(EXERCISE INSTRUCTIONS) Restate the listing below word for word, omitting any images.
-- START OF RECORDED DATA --
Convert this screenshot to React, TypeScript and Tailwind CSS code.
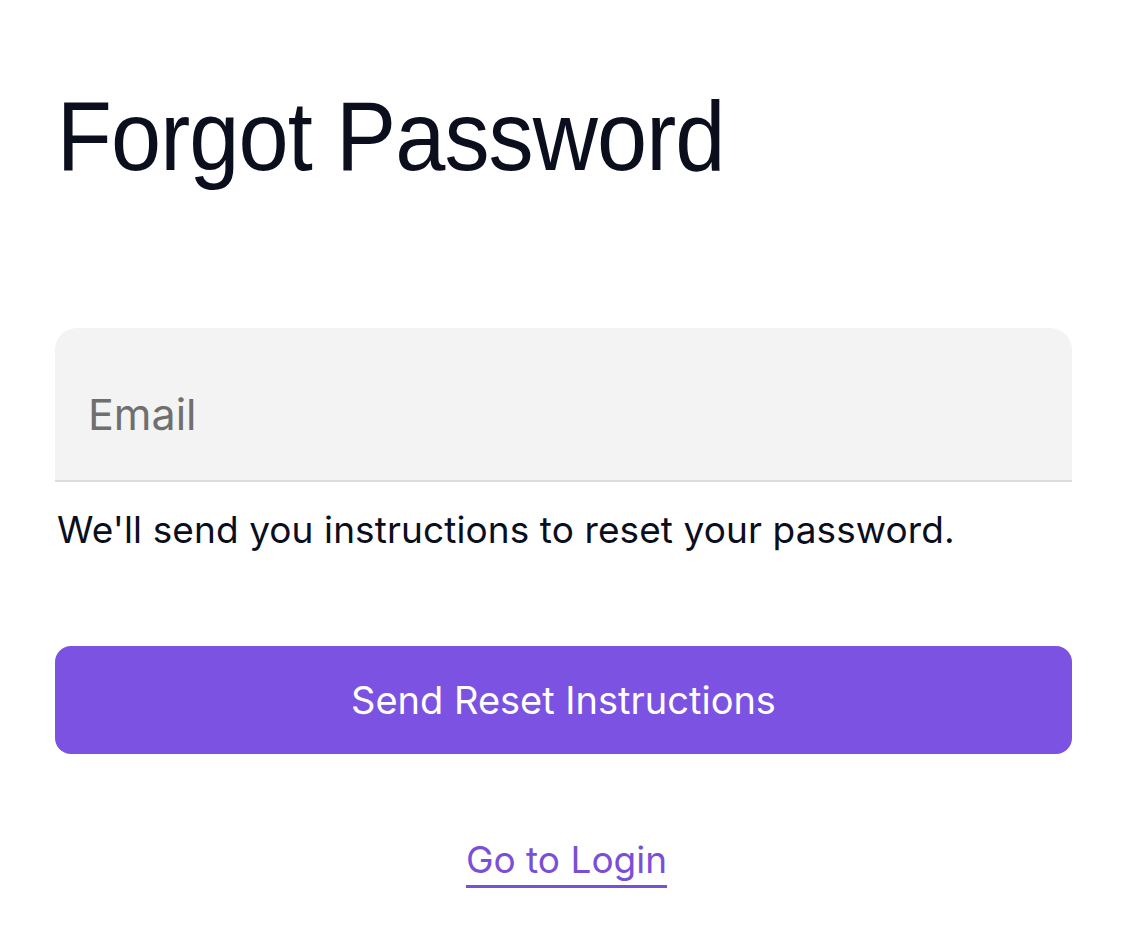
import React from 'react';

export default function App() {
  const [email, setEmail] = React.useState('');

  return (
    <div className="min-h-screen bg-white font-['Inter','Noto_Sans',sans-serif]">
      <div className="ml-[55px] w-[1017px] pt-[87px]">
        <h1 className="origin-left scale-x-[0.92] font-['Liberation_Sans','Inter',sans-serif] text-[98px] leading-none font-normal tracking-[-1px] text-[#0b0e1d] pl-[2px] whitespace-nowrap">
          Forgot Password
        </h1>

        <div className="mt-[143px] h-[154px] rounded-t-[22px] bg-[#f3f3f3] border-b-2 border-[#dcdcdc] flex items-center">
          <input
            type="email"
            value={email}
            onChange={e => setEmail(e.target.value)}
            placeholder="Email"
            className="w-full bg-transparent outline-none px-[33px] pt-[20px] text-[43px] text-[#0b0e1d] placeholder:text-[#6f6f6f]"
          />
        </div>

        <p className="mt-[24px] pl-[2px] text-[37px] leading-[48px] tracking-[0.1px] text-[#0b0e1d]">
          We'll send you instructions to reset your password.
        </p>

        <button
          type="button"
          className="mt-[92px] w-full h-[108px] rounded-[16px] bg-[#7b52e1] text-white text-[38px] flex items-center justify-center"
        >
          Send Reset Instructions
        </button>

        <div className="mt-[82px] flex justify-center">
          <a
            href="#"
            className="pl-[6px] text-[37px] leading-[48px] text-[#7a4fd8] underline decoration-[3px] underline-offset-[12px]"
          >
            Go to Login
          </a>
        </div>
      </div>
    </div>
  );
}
-- END OF RECORDED DATA --
(OUTPUT OF THE TASK)
Convert this screenshot to React, TypeScript and Tailwind CSS code.
import React from 'react';

export default function App() {
  const [email, setEmail] = React.useState('');

  return (
    <div className="min-h-screen bg-white font-['Inter','Noto_Sans',sans-serif]">
      <div className="ml-[55px] w-[1017px] pt-[87px]">
        <h1 className="origin-left scale-x-[0.92] font-['Liberation_Sans','Inter',sans-serif] text-[98px] leading-none font-normal tracking-[-1px] text-[#0b0e1d] pl-[2px] whitespace-nowrap">
          Forgot Password
        </h1>

        <div className="mt-[143px] h-[154px] rounded-t-[22px] bg-[#f3f3f3] border-b-2 border-[#dcdcdc] flex items-center">
          <input
            type="email"
            value={email}
            onChange={e => setEmail(e.target.value)}
            placeholder="Email"
            className="w-full bg-transparent outline-none px-[33px] pt-[20px] text-[43px] text-[#0b0e1d] placeholder:text-[#6f6f6f]"
          />
        </div>

        <p className="mt-[24px] pl-[2px] text-[37px] leading-[48px] tracking-[0.1px] text-[#0b0e1d]">
          We'll send you instructions to reset your password.
        </p>

        <button
          type="button"
          className="mt-[92px] w-full h-[108px] rounded-[16px] bg-[#7b52e1] text-white text-[38px] flex items-center justify-center"
        >
          Send Reset Instructions
        </button>

        <div className="mt-[82px] flex justify-center">
          <a
            href="#"
            className="pl-[6px] text-[37px] leading-[48px] text-[#7a4fd8] underline decoration-[3px] underline-offset-[12px]"
          >
            Go to Login
          </a>
        </div>
      </div>
    </div>
  );
}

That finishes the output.